6.5 Specifieke gebruiksregels
6.5.2 Aan huis verbonden beroep/bedrijf
Voor de uitoefening van een aan huis verbonden beroep/bedrijf als ondergeschikte activiteit bij de woonfunctie, gelden de volgende regels;
-
a. de oppervlakte bedraagt maximaal 30% van de gezamenlijke vloeroppervlakte van de bebouwing tot een maximum van 60 m²;
-
b. het gebruik mag geen nadelige invloed hebben op de normale afwikkeling van het verkeer en mag geen onevenredige toename van de parkeerbehoefte veroorzaken;
-
c. detailhandel mag alleen plaatsvinden als ondergeschikte nevenactiviteit bij de uitoefening van een aan huis verbonden beroep/bedrijf;
-
d. de activiteit mag geen inrichting zijn die is vermeld in Bijlage 1 onderdeel C van het Besluit omgevingsrecht (Bor);
-
e. het straat- en bebouwingsbeeld mag niet onevenredig worden geschaad.
6.5.3 Strijdig gebruik
Tot een strijdig gebruik van gronden en bouwwerken wordt in elk geval gerekend het gebruik voor:
-
a. kamerverhuur;
-
b. de bewoning van een woning door meer dan één huishouden;
-
c. detailhandel, met uitzondering als bedoeld onder 6.1 sub f en onder 6.5.2 sub c;
-
d. seksinrichtingen;
-
e. prostitutie;
-
f. de opslag en verkoop van vuurwerk;
-
g. bedrijven die vallen onder het Besluit externe veiligheid inrichtingen (Bevi) en bedrijven die vallen onder het Besluit risico's zware ongevallen 1999 (BRZO).

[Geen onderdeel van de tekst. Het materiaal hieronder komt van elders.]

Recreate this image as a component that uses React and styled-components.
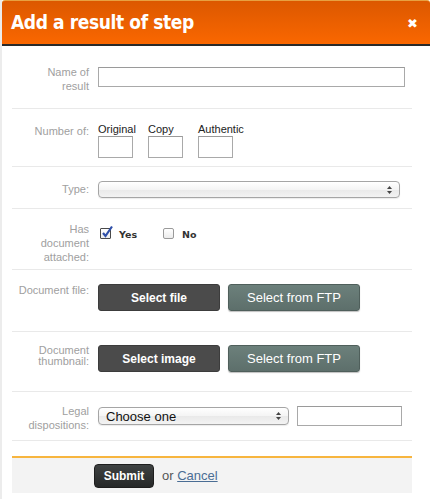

6.6 Afwijken van de gebruiksregels
-
a. Het bevoegd gezag kan door middel van een omgevingsvergunning afwijken van het bepaalde onder 6.1 sub c voor het toestaan van activiteiten die in Bijlage 1 Staat van
bedrijven - functiemenging, vallen onder categorie C, onder voorwaarde dat sprake is van een goede aansluiting op de hoofdinfrastructuur;
-
b. Het bevoegd gezag kan door middel van een omgevingsvergunning afwijken van het bepaalde onder 6.5.2 ten behoeve van een verruiming van het maximale oppervlak dat mag worden gebruikt voor het aan huis verbonden beroep/bedrijf tot een maximum van 100 m².